* **Problem requirements**
Check each line below for the word "page" and give the number of lines that have it, nothing more.

* **Data lines**
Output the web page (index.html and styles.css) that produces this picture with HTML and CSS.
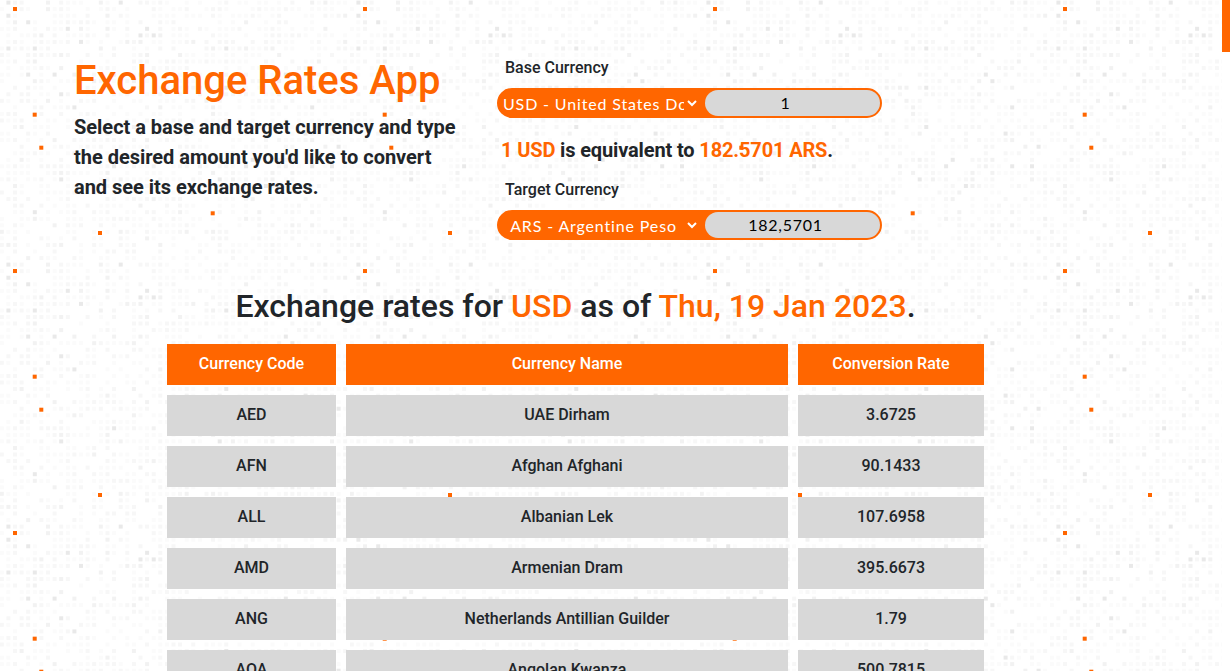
FILE: index.html
```html
<!DOCTYPE html>
<html lang="en">
<head>
<meta charset="UTF-8" />
<title>Exchange Rates App</title>
<link rel="stylesheet" href="styles.css">
</head>
<body>
  <div class="page" id="page">
    <div class="top">
      <div class="intro">
        <h1>Exchange Rates App</h1>
        <p>Select a base and target currency and type the desired amount you'd like to convert and see its exchange rates.</p>
      </div>
      <form class="converter">
        <label for="baseAmount">Base Currency</label>
        <div class="pill">
          <select class="pill-select">
            <option>USD - United States Dollar</option>
          </select>
          <input type="text" id="baseAmount" class="pill-input" value="1" />
        </div>
        <p class="result"><span class="hl">1 USD</span> is equivalent to <span class="hl">182.5701 ARS</span>.</p>
        <label for="targetAmount">Target Currency</label>
        <div class="pill">
          <select class="pill-select">
            <option>ARS - Argentine Peso</option>
          </select>
          <input type="text" id="targetAmount" class="pill-input" value="182,5701" />
        </div>
      </form>
    </div>

    <h2>Exchange rates for <span class="hl">USD</span> as of <span class="hl">Thu, 19 Jan 2023</span>.</h2>

    <table class="rates">
      <thead>
        <tr>
          <th class="col-code">Currency Code</th>
          <th class="col-name">Currency Name</th>
          <th class="col-rate">Conversion Rate</th>
        </tr>
      </thead>
      <tbody>
        <tr><td>AED</td><td>UAE Dirham</td><td>3.6725</td></tr>
        <tr><td>AFN</td><td>Afghan Afghani</td><td>90.1433</td></tr>
        <tr><td>ALL</td><td>Albanian Lek</td><td>107.6958</td></tr>
        <tr><td>AMD</td><td>Armenian Dram</td><td>395.6673</td></tr>
        <tr><td>ANG</td><td>Netherlands Antillian Guilder</td><td>1.79</td></tr>
        <tr><td>AOA</td><td>Angolan Kwanza</td><td>500.7815</td></tr>
      </tbody>
    </table>
  </div>
  <div class="scrollbar"><div class="thumb"></div></div>

<script src="dots.js"></script>
</body>
</html>
```

FILE: styles.css
```css
html, body { margin: 0; height: 100%; }
body { display: flex; height: 671px; overflow: hidden; background: white; font-family: Roboto, sans-serif; color: #212529; }

.page { flex: 1; min-width: 0; overflow: hidden; background-color: white; background-size: 350px 262px; }

.scrollbar { width: 8px; }
.thumb { height: 52px; background: #ff6600; }

.hl { color: #ff6600; }

.top { display: flex; padding: 56px 0 0 74px; height: 184px; }
.intro { width: 423px; }
h1 { margin: 1px 0 0; font-size: 40px; font-weight: 500; line-height: 48px; color: #ff6600; }
.intro p { margin: 7px 0 0; font-size: 20px; font-weight: 700; line-height: 30px; width: 390px; letter-spacing: -.02px; }

.converter { width: 385px; }
.converter label { display: block; margin-left: 8px; font-size: 16px; font-weight: 500; line-height: 24px; }
.pill { display: flex; height: 30px; margin-top: 8px; border-radius: 15px; background: #ff6600; box-sizing: border-box; border: 2px solid #ff6600; }
.pill-select { width: 201px; margin-right: 5px; padding: 0; border: none; outline: none; background: #ff6600; color: white; font-family: Lato, sans-serif; font-size: 16px; letter-spacing: .85px; text-align: center; border-radius: 13px 0 0 13px; }
.pill-input { flex: 1; min-width: 0; padding: 0 14px 2px 0; border: none; outline: none; background: #d8d8d8; color: black; font-family: Lato, sans-serif; font-size: 16px; letter-spacing: .75px; text-align: center; border-radius: 13px; }
.result { margin: 18px 0 14px 4px; font-size: 20px; font-weight: 700; line-height: 28px; letter-spacing: -.14px; }

h2 { margin: 46px 0 0; width: 1151px; text-align: center; font-size: 32px; font-weight: 500; line-height: 40px; }

.rates { margin: 8px 0 0 157px; width: 837px; table-layout: fixed; border-collapse: separate; border-spacing: 10px; }
.rates th, .rates td { height: 41px; padding: 0 0 2px; box-sizing: border-box; text-align: center; font-size: 16px; font-weight: 500; }
.rates th { background: #ff6600; color: white; }
.rates td { background: #d8d8d8; }
.col-code { width: 169px; }
.col-name { width: 442px; }
.col-rate { width: 186px; }
```

FILE: dots.js
```js
// Builds the speckled background tile (53 x 40 cells), same tile every load
let seed = 7321;
function rnd() {
  seed = (seed * 16807) % 2147483647;
  return seed / 2147483647;
}

const cols = 53, rows = 40, tileW = 350, tileH = 262;
const stepX = tileW / cols, stepY = tileH / rows;
const orange = [[15, 9], [34.7, 114.7], [41.3, 147.7], [100, 233], [212.7, 213.3]];

let rects = "";
for (let r = 0; r < rows; r++) {
  for (let c = 0; c < cols; c++) {
    const v = rnd();
    if (v < 0.42) continue;
    let shade = "#fbfbfb";
    if (v > 0.75) shade = "#f7f7f7";
    if (v > 0.93) shade = "#f2f2f2";
    if (v > 0.985) shade = "#e9e9e9";
    const x = (15 - 2 * stepX + c * stepX - 2).toFixed(1);
    const y = (2.6 + r * stepY - 2).toFixed(1);
    rects += `<rect x='${x}' y='${y}' width='4' height='4' fill='${shade}'/>`;
  }
}
orange.forEach(d => {
  rects += `<rect x='${d[0] - 2}' y='${d[1] - 2}' width='4' height='4' fill='#ff6600'/>`;
});

const svg = `<svg xmlns='http://www.w3.org/2000/svg' width='${tileW}' height='${tileH}'>${rects}</svg>`;
document.getElementById("page").style.backgroundImage = `url("data:image/svg+xml,${encodeURIComponent(svg)}")`;
```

* **Expected answer**
4